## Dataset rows
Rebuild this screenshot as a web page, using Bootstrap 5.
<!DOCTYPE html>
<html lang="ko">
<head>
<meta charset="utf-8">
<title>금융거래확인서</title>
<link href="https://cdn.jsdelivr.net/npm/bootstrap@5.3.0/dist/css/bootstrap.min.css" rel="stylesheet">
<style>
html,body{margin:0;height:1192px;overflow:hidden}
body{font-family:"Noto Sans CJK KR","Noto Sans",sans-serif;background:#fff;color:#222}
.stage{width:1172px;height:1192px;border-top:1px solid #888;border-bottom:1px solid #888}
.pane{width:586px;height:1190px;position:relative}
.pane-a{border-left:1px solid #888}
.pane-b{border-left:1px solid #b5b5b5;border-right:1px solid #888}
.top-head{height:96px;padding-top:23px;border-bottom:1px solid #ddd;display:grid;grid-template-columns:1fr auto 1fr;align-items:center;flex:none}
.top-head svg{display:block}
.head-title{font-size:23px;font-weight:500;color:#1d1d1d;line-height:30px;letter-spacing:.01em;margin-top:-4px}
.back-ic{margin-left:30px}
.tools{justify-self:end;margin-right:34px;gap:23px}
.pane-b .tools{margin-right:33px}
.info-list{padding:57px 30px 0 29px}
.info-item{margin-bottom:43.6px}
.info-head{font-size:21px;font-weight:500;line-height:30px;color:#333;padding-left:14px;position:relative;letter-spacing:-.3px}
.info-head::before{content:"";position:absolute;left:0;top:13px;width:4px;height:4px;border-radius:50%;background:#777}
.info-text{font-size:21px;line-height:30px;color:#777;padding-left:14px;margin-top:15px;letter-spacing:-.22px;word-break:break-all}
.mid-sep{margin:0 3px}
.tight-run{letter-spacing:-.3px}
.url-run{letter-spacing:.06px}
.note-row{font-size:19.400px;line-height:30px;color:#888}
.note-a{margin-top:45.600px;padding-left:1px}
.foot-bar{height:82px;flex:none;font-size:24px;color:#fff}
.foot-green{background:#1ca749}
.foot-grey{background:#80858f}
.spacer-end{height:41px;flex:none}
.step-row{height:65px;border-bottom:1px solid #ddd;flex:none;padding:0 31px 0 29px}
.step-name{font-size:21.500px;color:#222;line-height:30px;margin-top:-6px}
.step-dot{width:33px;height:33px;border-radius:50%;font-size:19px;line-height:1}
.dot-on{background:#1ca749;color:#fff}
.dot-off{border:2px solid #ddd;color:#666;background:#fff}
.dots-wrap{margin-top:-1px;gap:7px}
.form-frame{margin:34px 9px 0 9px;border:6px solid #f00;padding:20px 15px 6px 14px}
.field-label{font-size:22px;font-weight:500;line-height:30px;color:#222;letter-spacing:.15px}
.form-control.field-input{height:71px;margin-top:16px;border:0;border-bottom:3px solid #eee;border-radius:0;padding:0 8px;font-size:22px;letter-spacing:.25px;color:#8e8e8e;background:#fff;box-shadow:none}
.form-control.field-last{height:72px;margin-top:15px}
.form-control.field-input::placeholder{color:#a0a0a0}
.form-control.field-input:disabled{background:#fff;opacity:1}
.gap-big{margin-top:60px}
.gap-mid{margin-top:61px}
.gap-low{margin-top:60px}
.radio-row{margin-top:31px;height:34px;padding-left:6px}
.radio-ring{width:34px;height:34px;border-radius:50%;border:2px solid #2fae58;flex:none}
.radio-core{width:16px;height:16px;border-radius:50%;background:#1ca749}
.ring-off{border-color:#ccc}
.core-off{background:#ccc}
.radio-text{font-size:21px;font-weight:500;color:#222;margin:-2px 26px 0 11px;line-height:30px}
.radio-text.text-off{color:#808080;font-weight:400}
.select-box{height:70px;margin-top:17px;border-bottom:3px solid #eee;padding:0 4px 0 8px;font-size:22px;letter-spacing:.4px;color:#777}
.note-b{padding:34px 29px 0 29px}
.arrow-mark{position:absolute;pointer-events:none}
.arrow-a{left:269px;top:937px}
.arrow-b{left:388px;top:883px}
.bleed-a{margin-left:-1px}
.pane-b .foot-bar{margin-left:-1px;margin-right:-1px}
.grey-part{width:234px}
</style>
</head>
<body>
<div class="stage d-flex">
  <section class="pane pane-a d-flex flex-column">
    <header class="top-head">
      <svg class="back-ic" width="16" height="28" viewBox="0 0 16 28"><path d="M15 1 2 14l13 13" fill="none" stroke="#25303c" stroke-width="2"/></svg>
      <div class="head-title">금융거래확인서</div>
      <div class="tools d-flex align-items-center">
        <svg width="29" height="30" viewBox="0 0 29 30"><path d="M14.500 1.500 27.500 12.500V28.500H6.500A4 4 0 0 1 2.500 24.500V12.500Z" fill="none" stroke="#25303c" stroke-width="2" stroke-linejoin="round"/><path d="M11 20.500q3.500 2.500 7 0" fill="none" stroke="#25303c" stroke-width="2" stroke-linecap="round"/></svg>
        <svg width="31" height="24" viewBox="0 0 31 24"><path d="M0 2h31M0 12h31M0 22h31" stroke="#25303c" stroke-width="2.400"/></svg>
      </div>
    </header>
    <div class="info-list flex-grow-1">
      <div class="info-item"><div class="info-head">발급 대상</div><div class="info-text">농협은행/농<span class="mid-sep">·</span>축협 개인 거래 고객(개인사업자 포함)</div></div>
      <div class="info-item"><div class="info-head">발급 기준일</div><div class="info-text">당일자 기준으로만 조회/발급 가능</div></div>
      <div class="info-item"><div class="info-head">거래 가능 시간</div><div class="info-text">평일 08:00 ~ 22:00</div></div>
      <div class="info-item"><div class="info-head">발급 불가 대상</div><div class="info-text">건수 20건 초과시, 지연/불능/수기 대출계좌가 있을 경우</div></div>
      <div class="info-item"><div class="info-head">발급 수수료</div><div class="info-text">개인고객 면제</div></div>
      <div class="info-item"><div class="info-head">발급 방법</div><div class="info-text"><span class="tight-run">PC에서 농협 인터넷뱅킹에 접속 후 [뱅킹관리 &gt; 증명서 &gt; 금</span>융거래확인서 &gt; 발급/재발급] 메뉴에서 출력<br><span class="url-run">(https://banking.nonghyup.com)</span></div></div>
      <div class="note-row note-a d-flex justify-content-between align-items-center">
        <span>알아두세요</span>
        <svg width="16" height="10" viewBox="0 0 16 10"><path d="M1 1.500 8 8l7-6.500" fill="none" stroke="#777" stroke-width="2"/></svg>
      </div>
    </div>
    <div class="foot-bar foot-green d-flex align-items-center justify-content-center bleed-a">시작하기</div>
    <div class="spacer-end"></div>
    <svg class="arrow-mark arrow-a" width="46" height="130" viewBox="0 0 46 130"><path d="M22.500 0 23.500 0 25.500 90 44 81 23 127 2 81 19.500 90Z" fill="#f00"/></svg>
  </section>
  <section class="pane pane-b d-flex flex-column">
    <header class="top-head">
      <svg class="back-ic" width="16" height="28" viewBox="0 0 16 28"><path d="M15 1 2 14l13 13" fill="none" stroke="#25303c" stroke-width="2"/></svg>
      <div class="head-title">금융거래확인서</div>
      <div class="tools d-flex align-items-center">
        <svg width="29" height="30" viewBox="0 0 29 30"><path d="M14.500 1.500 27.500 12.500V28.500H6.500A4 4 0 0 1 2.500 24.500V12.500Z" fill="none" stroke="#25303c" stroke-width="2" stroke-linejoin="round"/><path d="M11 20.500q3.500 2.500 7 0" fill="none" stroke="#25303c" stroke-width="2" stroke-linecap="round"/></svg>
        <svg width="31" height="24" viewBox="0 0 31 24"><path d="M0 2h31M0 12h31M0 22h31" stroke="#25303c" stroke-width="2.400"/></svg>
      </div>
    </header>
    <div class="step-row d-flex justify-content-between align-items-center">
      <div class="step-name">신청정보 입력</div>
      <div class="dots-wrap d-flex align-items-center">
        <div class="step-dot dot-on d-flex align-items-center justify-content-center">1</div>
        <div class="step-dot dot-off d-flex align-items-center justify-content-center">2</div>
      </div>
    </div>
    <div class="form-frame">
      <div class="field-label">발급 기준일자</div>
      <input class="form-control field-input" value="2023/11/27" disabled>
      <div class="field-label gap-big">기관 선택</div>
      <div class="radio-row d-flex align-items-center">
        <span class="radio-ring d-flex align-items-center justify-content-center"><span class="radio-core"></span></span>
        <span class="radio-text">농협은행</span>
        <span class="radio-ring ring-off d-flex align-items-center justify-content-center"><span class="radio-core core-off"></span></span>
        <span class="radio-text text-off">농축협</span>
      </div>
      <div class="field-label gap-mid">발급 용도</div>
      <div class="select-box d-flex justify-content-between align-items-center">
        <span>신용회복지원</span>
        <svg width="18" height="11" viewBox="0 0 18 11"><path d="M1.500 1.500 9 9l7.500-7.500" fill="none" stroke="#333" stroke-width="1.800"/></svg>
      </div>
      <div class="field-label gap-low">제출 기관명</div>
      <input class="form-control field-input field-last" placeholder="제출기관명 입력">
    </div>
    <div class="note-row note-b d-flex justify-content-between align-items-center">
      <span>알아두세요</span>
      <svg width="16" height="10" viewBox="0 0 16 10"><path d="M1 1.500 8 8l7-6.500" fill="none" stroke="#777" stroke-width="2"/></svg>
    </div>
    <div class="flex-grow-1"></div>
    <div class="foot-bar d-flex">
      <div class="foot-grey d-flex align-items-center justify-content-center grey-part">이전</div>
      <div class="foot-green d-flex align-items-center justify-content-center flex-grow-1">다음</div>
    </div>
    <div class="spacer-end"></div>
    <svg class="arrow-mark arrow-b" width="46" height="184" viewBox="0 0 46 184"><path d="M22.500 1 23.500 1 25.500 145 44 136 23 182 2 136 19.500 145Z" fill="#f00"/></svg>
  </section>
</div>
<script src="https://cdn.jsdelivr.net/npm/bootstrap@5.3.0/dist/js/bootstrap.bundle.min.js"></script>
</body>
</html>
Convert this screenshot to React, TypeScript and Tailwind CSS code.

## STATED PROBLEM
Report how many lines contain "screenshot". Give nothing but the number.

## OUTPUT FOR THIS EXERCISE
2